** SET TASK **
Among the entries below, copy only the span from the line containing "Emit a component" through the line containing "['Feed', 'Stats', 'Home', 'Messenger', 'Profile'];". Do so exactly, and skip the pictures.

** DATA SUPPLIED **
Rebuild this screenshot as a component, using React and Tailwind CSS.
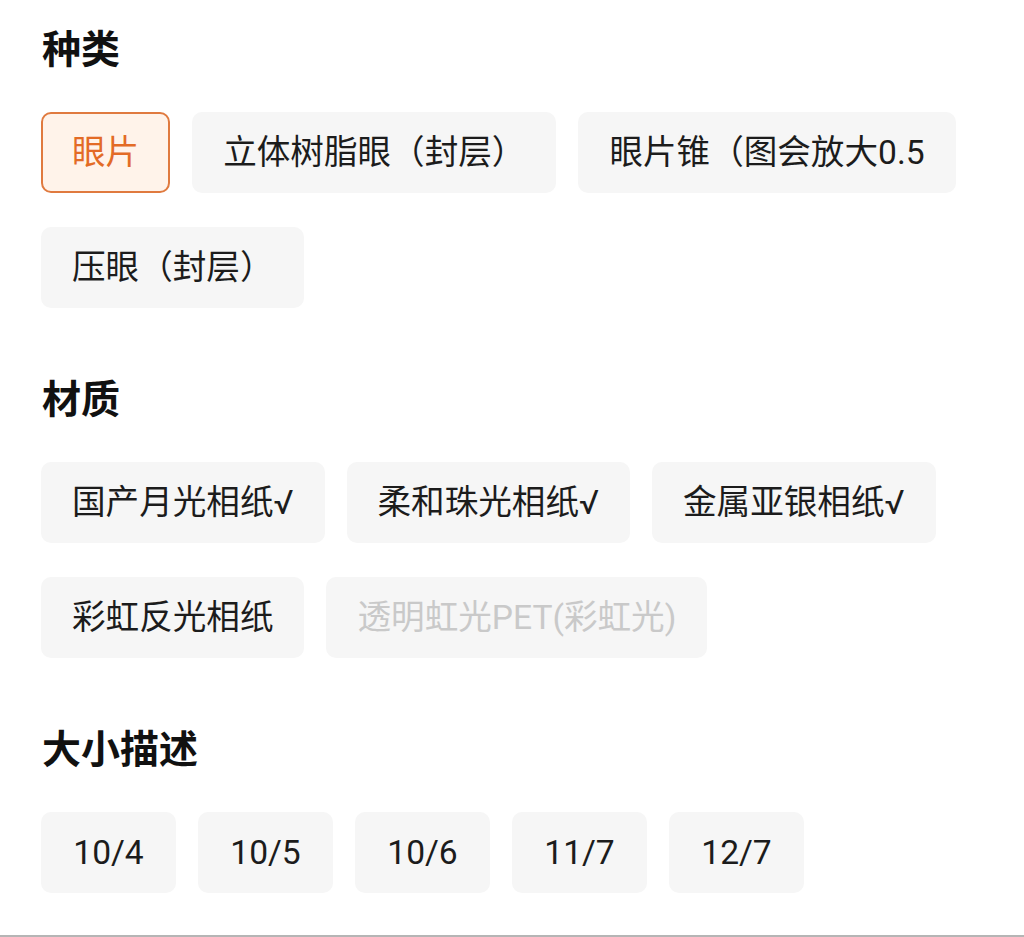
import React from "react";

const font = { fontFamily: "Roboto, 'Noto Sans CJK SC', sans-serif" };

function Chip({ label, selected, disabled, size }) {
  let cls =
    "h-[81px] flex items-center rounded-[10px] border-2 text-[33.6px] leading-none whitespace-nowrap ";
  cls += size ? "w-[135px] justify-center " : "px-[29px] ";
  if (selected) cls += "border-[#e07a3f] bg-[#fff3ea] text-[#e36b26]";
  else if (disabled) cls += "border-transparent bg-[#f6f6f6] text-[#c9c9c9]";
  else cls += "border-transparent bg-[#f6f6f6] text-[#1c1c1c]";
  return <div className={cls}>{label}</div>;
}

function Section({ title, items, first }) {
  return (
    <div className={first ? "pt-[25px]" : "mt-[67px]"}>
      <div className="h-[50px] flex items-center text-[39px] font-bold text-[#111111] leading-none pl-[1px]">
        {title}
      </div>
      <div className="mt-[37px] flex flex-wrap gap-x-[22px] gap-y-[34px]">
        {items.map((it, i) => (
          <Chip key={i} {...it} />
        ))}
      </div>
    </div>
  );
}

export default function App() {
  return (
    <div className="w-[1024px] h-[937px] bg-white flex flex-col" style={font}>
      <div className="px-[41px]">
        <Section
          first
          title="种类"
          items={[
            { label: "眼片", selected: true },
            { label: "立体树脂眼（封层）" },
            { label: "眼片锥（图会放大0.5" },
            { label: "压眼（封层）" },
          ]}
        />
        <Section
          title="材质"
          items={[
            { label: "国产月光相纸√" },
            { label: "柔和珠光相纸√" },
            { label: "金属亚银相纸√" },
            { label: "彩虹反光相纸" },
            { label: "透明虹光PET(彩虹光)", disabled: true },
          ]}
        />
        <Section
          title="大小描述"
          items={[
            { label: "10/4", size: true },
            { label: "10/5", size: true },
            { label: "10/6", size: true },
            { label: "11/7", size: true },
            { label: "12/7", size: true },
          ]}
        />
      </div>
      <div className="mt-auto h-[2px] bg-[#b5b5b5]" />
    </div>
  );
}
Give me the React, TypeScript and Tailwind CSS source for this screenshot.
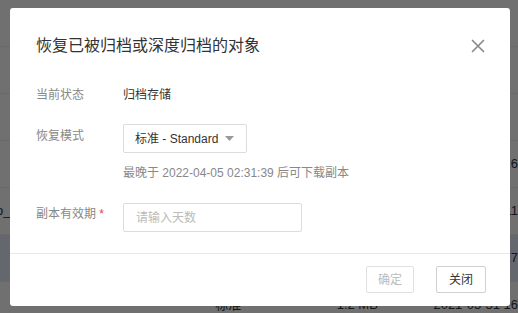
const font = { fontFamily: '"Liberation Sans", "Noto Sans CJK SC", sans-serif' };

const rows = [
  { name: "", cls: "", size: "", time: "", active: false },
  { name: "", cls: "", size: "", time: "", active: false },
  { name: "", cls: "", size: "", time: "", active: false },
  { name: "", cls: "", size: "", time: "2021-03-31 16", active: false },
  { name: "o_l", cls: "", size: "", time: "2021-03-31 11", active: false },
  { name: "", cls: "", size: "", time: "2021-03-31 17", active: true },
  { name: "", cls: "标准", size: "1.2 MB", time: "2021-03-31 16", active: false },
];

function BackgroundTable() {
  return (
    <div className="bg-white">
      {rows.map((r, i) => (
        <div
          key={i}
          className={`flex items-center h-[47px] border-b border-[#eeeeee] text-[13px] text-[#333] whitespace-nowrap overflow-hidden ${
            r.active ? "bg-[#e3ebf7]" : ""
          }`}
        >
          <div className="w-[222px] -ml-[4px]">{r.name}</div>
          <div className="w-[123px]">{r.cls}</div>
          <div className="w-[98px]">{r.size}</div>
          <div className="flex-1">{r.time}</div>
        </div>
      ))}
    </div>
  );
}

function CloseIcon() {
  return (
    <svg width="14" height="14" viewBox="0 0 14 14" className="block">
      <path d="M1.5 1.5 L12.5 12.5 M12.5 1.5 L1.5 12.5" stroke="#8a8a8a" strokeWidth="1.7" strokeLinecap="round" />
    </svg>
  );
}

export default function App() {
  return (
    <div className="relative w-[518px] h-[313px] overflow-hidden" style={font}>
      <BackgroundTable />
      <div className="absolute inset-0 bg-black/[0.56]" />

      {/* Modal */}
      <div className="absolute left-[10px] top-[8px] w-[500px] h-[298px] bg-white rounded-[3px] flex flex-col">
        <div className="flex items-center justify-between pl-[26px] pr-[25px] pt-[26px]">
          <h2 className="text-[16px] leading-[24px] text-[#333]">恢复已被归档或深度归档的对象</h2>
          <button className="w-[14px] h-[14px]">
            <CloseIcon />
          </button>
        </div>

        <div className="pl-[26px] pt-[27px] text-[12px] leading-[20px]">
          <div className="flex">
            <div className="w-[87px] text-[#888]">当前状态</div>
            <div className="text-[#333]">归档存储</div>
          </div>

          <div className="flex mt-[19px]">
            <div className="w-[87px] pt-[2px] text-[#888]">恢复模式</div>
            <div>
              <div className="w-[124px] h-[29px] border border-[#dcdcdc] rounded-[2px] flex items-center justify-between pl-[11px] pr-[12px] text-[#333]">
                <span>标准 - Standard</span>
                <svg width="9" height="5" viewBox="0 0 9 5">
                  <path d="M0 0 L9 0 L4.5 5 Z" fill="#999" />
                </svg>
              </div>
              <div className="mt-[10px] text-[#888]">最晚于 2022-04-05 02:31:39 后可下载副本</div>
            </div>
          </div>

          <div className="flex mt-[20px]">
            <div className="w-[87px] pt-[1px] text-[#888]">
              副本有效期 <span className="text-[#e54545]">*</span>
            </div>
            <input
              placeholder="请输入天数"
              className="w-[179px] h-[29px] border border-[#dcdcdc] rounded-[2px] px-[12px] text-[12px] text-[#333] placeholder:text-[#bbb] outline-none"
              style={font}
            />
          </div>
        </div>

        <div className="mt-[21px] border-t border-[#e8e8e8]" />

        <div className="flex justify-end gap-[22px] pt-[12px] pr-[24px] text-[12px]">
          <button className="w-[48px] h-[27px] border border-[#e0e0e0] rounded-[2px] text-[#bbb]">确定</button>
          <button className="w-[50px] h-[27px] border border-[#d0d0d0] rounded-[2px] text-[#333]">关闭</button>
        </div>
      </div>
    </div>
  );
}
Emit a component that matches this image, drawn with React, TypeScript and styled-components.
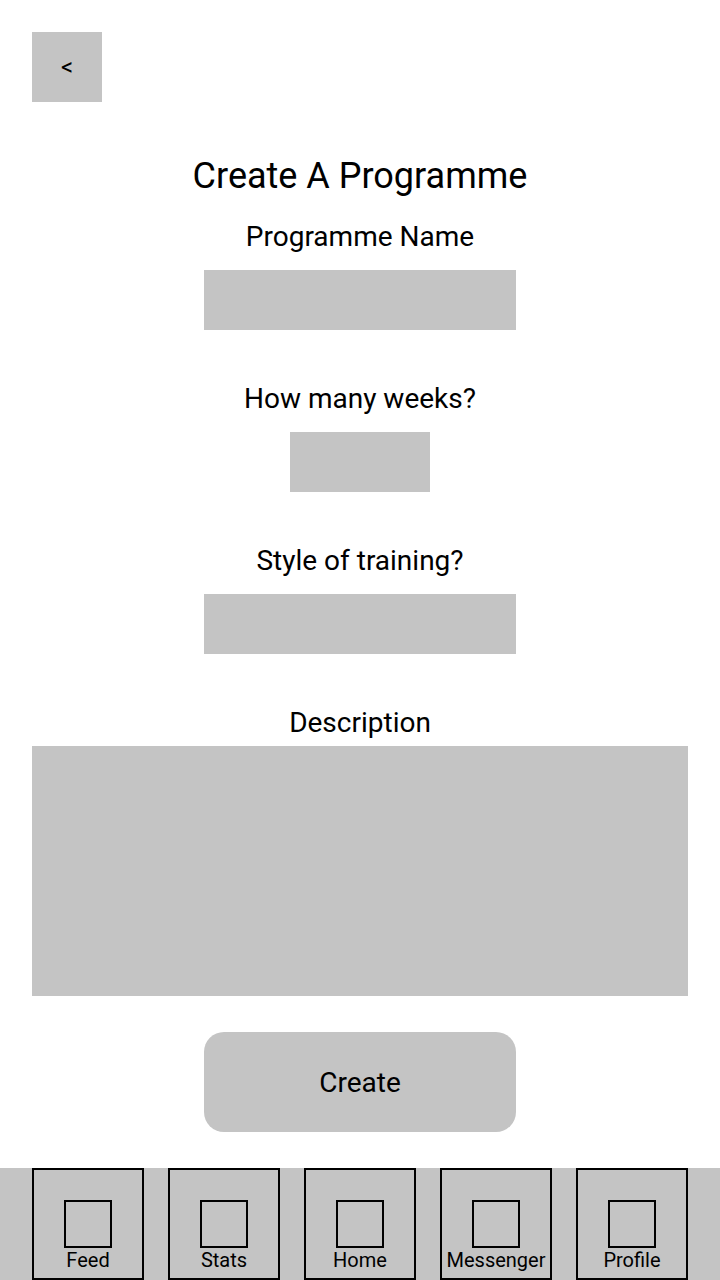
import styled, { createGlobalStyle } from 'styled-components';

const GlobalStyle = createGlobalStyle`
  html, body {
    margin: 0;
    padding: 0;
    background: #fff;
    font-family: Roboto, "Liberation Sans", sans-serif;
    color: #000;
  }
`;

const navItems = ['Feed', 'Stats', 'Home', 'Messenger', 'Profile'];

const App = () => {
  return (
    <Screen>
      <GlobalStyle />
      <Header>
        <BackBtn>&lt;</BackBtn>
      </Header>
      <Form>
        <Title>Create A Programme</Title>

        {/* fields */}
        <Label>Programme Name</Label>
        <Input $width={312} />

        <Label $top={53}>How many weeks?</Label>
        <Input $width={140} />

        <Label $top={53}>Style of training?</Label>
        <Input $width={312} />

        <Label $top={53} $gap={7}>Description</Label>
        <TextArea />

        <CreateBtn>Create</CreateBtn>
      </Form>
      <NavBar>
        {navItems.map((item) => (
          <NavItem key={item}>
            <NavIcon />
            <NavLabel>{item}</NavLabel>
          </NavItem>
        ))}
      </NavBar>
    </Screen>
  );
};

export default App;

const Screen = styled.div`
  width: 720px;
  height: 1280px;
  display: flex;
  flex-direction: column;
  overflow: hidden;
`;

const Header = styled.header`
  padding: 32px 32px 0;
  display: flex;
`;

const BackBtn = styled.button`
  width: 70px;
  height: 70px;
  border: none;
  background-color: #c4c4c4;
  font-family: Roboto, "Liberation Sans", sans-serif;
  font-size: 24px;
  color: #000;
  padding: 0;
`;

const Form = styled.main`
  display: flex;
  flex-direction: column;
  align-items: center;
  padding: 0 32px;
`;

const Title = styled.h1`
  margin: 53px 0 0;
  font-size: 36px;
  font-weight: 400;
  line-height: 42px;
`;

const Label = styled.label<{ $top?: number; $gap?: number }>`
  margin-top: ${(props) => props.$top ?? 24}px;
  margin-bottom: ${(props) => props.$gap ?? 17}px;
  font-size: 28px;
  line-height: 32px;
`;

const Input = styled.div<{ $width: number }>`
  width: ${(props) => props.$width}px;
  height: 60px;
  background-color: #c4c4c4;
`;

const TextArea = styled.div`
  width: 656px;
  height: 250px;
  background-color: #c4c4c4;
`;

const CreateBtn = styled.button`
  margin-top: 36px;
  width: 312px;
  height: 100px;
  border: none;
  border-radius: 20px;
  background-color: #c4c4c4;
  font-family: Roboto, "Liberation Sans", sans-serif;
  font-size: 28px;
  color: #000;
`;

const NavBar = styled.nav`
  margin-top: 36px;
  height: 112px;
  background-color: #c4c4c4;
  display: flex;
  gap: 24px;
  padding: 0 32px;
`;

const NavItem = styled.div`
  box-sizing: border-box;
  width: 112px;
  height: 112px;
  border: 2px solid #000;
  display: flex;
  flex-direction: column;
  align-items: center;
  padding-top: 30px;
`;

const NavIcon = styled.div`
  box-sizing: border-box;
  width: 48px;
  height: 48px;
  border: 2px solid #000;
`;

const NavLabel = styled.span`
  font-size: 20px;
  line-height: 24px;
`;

** TASK ANSWER **
Emit a component that matches this image, drawn with React, TypeScript and styled-components.
import styled, { createGlobalStyle } from 'styled-components';

const GlobalStyle = createGlobalStyle`
  html, body {
    margin: 0;
    padding: 0;
    background: #fff;
    font-family: Roboto, "Liberation Sans", sans-serif;
    color: #000;
  }
`;

const navItems = ['Feed', 'Stats', 'Home', 'Messenger', 'Profile'];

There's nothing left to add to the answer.